I had been invited to participate in a morning school assembly program for 500 students. The program addressed a variety of violence issues. My presentation on sexual harassment prevention was first. It was followed by a police officer and a District Attorney discussing legal aspects of domestic violence/sexual assault, and the cycle of violence (honeymoon, tension, violence, honeymoon...) in relationships. After that presentation a young woman in her 30's spoke about surviving a violent relationship and her sister being killed by her abusive husband (who then committed suicide). Finally, a young woman who survived an abusive relationship sang songs about her experience of abuse. It was an amazing program and I was quite moved by all the stories.
At the end of the program all of the presenters came back on stage and answered questions from the students. As the event was coming to a close, I requested some time to end with a few comments. I told the students I wanted to share something very personal with them, and waited until they were quiet.
I told them I sat in the back of the auditorium and cried when I listened to the woman talk about losing her sister to domestic violence. I told them how incredibly sad/broken-hearted and angry I am that there is so much violence in our society. I said I feel it’s tragic that as a country, we imprison more people than any other country. I explained I was angry our country spends more money on our military and wars than the next 8-10 similarly sized countries combined. I said it embarrasses me to live in one of the most violent, gun-toting countries in the world, and that we are surrounded by so much violence of all kinds we almost take it for granted.

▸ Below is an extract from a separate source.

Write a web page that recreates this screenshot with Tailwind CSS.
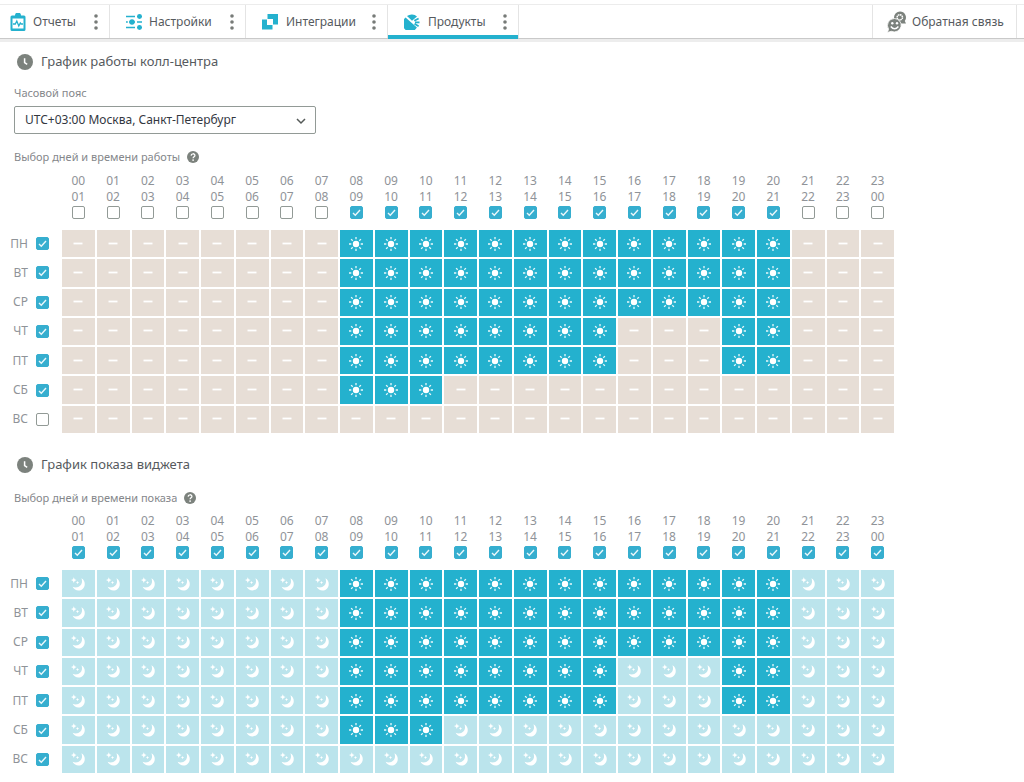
<!DOCTYPE html>
<html lang="ru">
<head>
<meta charset="utf-8">
<meta name="viewport" content="width=device-width, initial-scale=1">
<title>График работы</title>
<script src="https://cdn.jsdelivr.net/npm/@tailwindcss/browser@4"></script>
</head>
<body class="bg-white font-['Noto_Sans',sans-serif] text-[#565a5e]">

<svg class="hidden" aria-hidden="true">
  <symbol id="dots" viewBox="0 0 4 16"><circle cx="2" cy="2" r="1.8"/><circle cx="2" cy="8" r="1.8"/><circle cx="2" cy="14" r="1.8"/></symbol>
  <symbol id="check" viewBox="0 0 13 13"><path d="M3 7l2.300 2.300L10 4" fill="none" stroke="#fff" stroke-opacity=".9" stroke-width="1.400"/></symbol>
  <symbol id="clock" viewBox="0 0 16 16"><circle cx="8" cy="8" r="8" fill="#7c827d"/><path d="M7.600 4.200v4.300l2.600 1.800" fill="none" stroke="#fff" stroke-width="1.500"/></symbol>
  <symbol id="help" viewBox="0 0 12 12"><circle cx="6" cy="6" r="6" fill="#7c827d"/><path d="M4.100 4.600c.1-2.400 3.800-2.400 3.800-.2 0 1.400-1.800 1.400-1.800 2.900" fill="none" stroke="#fff" stroke-width="1.300"/><circle cx="6.100" cy="9.100" r=".85" fill="#fff"/></symbol>
  <symbol id="dash" viewBox="0 0 14 14"><path d="M2.500 6.500h9" stroke="#fff" stroke-width="1.800"/></symbol>
  <symbol id="sun" viewBox="0 0 14 14"><circle cx="7" cy="7" r="3.200" fill="#fff"/><g stroke="#fff" stroke-opacity=".9" stroke-width="1.300"><path d="M7 0v2.300M7 11.700V14M0 7h2.300M11.700 7H14M2.100 2.100l1.600 1.600M10.300 10.300l1.600 1.600M2.100 11.900l1.600-1.600M10.300 3.700l1.600-1.600"/></g></symbol>
  <symbol id="moon" viewBox="0 0 14 14"><path d="M10.400 1.200C14.600 3.300 14.700 9.200 11.600 11.900C8.600 14.500 3.400 13.700 1.600 9.700C4.300 10.900 7.500 10.500 9.300 8.500C11.200 6.500 11.500 3.700 10.400 1.200z" fill="#fff"/><path d="M2.800 .3l.8 2 2 .8-2 .8-.8 2-.8-2-2-.8 2-.8z" fill="#fff"/><path d="M6.500 4l.5 1.100 1.100.5L7 6.100l-.5 1.100L6 6.100l-1.100-.5L6 5.100z" fill="#fff"/></symbol>
</svg>

<header class="mt-1 border-t border-[#ececec] border-b border-b-[#c9c9c9]">
  <nav class="flex h-[33px] text-[12px]">
    <div class="flex w-[110px] items-center border-r border-[#e4e4e4] pl-[10px] pr-[11px]">
      <a href="#" class="flex items-center gap-[7px]">
        <svg class="h-[18px] w-4" viewBox="0 0 16 18"><path d="M2 2.500h3a3 3 0 0 1 6 0h3a1.500 1.500 0 0 1 1.500 1.500v12.500a1.500 1.500 0 0 1-1.500 1.500H2a1.500 1.500 0 0 1-1.500-1.500V4A1.500 1.500 0 0 1 2 2.500z" fill="#24b1ce"/><path d="M2.500 5.500h11v10h-11z" fill="#fff"/><path d="M3 11h2.300l1.500-3 2 5 1.500-3 .8 1H13" fill="none" stroke="#24b1ce" stroke-width="1.300"/></svg>
        Отчеты</a>
      <button type="button" aria-label="Меню: Отчеты" class="ml-auto"><svg class="h-4 w-1 fill-[#777b78]"><use href="#dots"/></svg></button>
    </div>
    <div class="flex w-[136px] items-center border-r border-[#e4e4e4] pl-4 pr-[11px]">
      <a href="#" class="flex items-center gap-[7px]">
        <svg class="h-4 w-4" viewBox="0 0 16 16"><path d="M0 2.500h9M11 2.500h5M0 8h1.800M3 8h6M11 8h5M0 13.500h9M11 13.500h5" stroke="#24b1ce" stroke-width="1.500"/><g fill="#24b1ce"><circle cx="13.500" cy="2.500" r="2.400"/><circle cx="6" cy="8" r="2.700"/><circle cx="13.500" cy="13.500" r="2.400"/></g></svg>
        Настройки</a>
      <button type="button" aria-label="Меню: Настройки" class="ml-auto"><svg class="h-4 w-1 fill-[#777b78]"><use href="#dots"/></svg></button>
    </div>
    <div class="flex w-[142px] items-center border-r border-[#e4e4e4] pl-4 pr-[11px]">
      <a href="#" class="flex items-center gap-2">
        <svg class="h-4 w-4" viewBox="0 0 16 16"><path d="M5.500 0H16v10.500h-5V5H5.500zM0 5.500h5V11h5.500v4.500H0z" fill="#24b1ce"/></svg>
        Интеграции</a>
      <button type="button" aria-label="Меню: Интеграции" class="ml-auto"><svg class="h-4 w-1 fill-[#777b78]"><use href="#dots"/></svg></button>
    </div>
    <div class="relative flex w-[131px] items-center border-r border-[#e4e4e4] pl-4 pr-[11px]">
      <a href="#" aria-current="page" class="flex items-center gap-2">
        <svg class="h-4 w-4" viewBox="0 0 16 16"><path d="M1.600 3.600L12.900 13.600A7.700 7.700 0 1 1 1.600 3.600z" fill="#24b1ce"/><path d="M3 2A7.700 7.700 0 0 1 13 2.600L8 6.800z" fill="#24b1ce"/><path d="M10.300 6.800L14.600 4.400M11 8.300H15.500M10.500 9.800L14.600 12.200" stroke="#24b1ce" stroke-width="1.700"/></svg>
        Продукты</a>
      <button type="button" aria-label="Меню: Продукты" class="ml-auto"><svg class="h-4 w-1 fill-[#777b78]"><use href="#dots"/></svg></button>
      <span class="absolute -bottom-px left-0 right-0 h-1 bg-[#24b1ce]"></span>
    </div>
    <a href="#" class="ml-auto mr-[7px] flex w-[145px] items-center gap-[5px] border-x border-[#e4e4e4] pl-[14px]">
      <svg class="h-[22px] w-5" viewBox="0 0 20 22"><path d="M13 .5a6 6 0 0 1 4.800 9.500l1.200 2.500h-6a6 6 0 0 1 0-12z" fill="#7c827d"/><circle cx="12.800" cy="6.400" r="2.700" fill="none" stroke="#fff" stroke-width="1.500" stroke-dasharray="1.600 .5"/><path d="M7.500 7.500a7 6.700 0 1 1-3.200 12.800L.4 21.500l1.200-3.300A6.900 6.900 0 0 1 7.500 7.500z" fill="#7c827d" stroke="#fff" stroke-width=".8"/><circle cx="5.300" cy="12.300" r="1.200" fill="#fff"/><circle cx="10" cy="12.300" r="1.200" fill="#fff"/><path d="M3.800 15.500q3.800 4.500 7.600 0" fill="none" stroke="#fff" stroke-width="1.500"/></svg>
      Обратная связь</a>
  </nav>
</header>
<div class="h-[3px] bg-[#ededed]"></div>

<main>
  <section class="pt-[10px]">
    <h2 class="flex h-5 items-center gap-2 pl-[17px] text-[13px]"><svg class="h-4 w-4"><use href="#clock"/></svg>График работы колл-центра</h2>
    <label for="tz" class="mt-[13px] block pl-[14px] text-[11px] leading-4 text-[#85878b]">Часовой пояс</label>
    <div class="relative ml-[14px] mt-[5px] h-7 w-[302px]">
      <select id="tz" class="h-full w-full appearance-none rounded-[2px] border border-[#929a96] bg-white pl-[10px] text-[12px] text-[#33373f]"><option>UTC+03:00 Москва, Санкт-Петербург</option></select>
      <svg class="pointer-events-none absolute right-[10px] top-[11px] h-2 w-[10px]" viewBox="0 0 10 8"><path d="M1 2l4 4 4-4" fill="none" stroke="#555a58" stroke-width="1.500"/></svg>
    </div>
    <p class="mt-[15px] flex h-4 items-center gap-[7px] pl-[14px] text-[11px] text-[#85878b]">Выбор дней и времени работы<button type="button" aria-label="Справка о времени работы"><svg class="h-3 w-3"><use href="#help"/></svg></button></p>
    <div data-schedule="work" class="mt-[6px] pl-2"></div>
  </section>
  <section class="pt-5">
    <h2 class="flex h-5 items-center gap-2 pl-[17px] text-[13px]"><svg class="h-4 w-4"><use href="#clock"/></svg>График показа виджета</h2>
    <p class="mt-[15px] flex h-4 items-center gap-[7px] pl-[14px] text-[11px] text-[#85878b]">Выбор дней и времени показа<button type="button" aria-label="Справка о времени показа"><svg class="h-3 w-3"><use href="#help"/></svg></button></p>
    <div data-schedule="show" class="mt-[5px] pl-2"></div>
  </section>
</main>

<script>
const days = ['ПН', 'ВТ', 'СР', 'ЧТ', 'ПТ', 'СБ', 'ВС'];
const pad = n => String(n % 24).padStart(2, '0');
// Working hours per weekday
const isDay = (d, h) => {
  if (d === 6 || h < 8 || h > 20) return false;
  if (d === 5) return h < 11;
  return d < 3 || h < 16 || h > 18;
};
const box = (label, on) => `<label class="relative block h-[13px] w-[13px]"><input type="checkbox" aria-label="${label}" ${on ? 'checked' : ''} class="peer block h-[13px] w-[13px] appearance-none rounded-[2px] border border-[#929a96] bg-white checked:border-[#36aecf] checked:bg-[#36aecf]"><svg class="pointer-events-none absolute inset-0 hidden h-[13px] w-[13px] peer-checked:block"><use href="#check"/></svg></label>`;
const tones = { sun: 'bg-[#24b1ce]', moon: 'bg-[#bbe4ec]', dash: 'bg-[#e7ded6]' };

document.querySelectorAll('[data-schedule]').forEach(el => {
  const night = el.dataset.schedule === 'show';
  let html = '<table class="h-[264px] w-full max-w-[888px] table-fixed border-separate border-spacing-[2px] text-[12px] text-[#8f9398]"><thead><tr class="h-[55px]"><td class="w-[50px]"></td>';
  for (let h = 0; h < 24; h++) {
    html += `<th scope="col" class="p-0 align-top font-normal leading-4">${pad(h)}<br>${pad(h + 1)}<div class="mt-px flex justify-center">${box('Час ' + pad(h), night || (h > 7 && h < 21))}</div></th>`;
  }
  html += '</tr></thead><tbody>';
  days.forEach((name, d) => {
    html += `<tr><th scope="row" class="p-0 font-normal leading-4"><div class="flex items-center justify-end gap-2 pr-[11px]">${name}${box(name, night || d < 6)}</div></th>`;
    for (let h = 0; h < 24; h++) {
      const kind = isDay(d, h) ? 'sun' : night ? 'moon' : 'dash';
      html += `<td class="p-0 ${tones[kind]}"><button type="button" aria-label="${name} ${pad(h)}:00" class="flex w-full items-center justify-center"><svg class="h-[14px] w-[14px]"><use href="#${kind}"/></svg></button></td>`;
    }
    html += '</tr>';
  });
  el.innerHTML = html + '</tbody></table>';
});
</script>
</body>
</html>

"No Fear" and "Never Surrender."
I told them that I had never met Amy's brother-in-law (who killed her sister and committed suicide), but in a way, I knew him well. Like so many boys and men who have been taught to be tough and never express feelings or appear vulnerable, beneath his anger and violence was a scared little boy who feared losing his wife (she had filed for divorce), and was scared about how to live without her, yet had no way to communicate what he felt. I told them that all of us, boys and girls, women and men, are victims of these gender stereotypes. I invited them to examine the impact of these stereotypes on their lives and perhaps reconsider what kind of woman and man they wanted to become.
In that assembly, I hope I was able to give permission to boys and girls to express the full range of who they are as people. The challenge of combating the powerful influences of gender stereotypes has to be everyone's work. We’ve lost enough young people to violence in all forms.